Estas consideraciones quieren ahora ensancharse hasta abrazar a todas las Iglesias Orientales, en la variedad de sus diversas tradiciones. A los hermanos de las Iglesias de Oriente se dirige mi pensamiento, con el deseo de buscar juntos la fuerza de una respuesta a los interrogantes que se plantea el hombre de hoy, en todas las latitudes del mundo. A su patrimonio de fe y de vida quiero dirigirme, con la conciencia de que el camino de la unidad no puede admitir retrocesos, sino que es irreversible como el llamado del Señor a la unidad. «Amadísimos hermanos, tenemos este objetivo común; debemos decir todos juntos, tanto en Oriente como en Occidente: Ne evacuetur Crux! (cf. 1 Co 1, 17). Que no se desvirtúe la cruz de Cristo, porque, si se desvirtúa la cruz de Cristo, el hombre pierde sus raíces y sus perspectivas: queda destruido. Éste es el grito al final del siglo veinte. Es el grito de Roma, el grito de Constantinopla y el grito de Moscú. Es el grito de toda la cristiandad: de América, de África, de Asia, de todos. Es el grito de la nueva evangelización»(7).

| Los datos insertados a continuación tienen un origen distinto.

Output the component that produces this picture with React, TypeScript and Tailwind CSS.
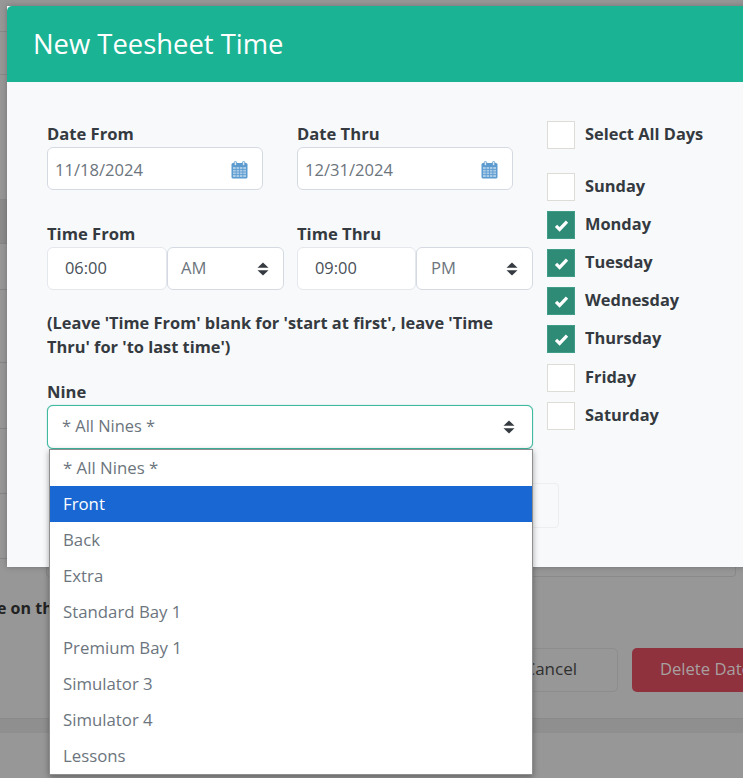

A las Iglesias de Oriente se dirige mi pensamiento, como han hecho otros muchos Papas en el pasado, sintiendo que se dirigía ante todo a ellos el mandato de mantener la unidad de la Iglesia y de buscar incansablemente la unión de los cristianos en los lugares donde hubiera sido desgarrada. Ya nos une un vínculo muy estrecho. Tenemos en común casi todo(8); y tenemos en común sobre todo el anhelo sincero de alcanzar la unidad.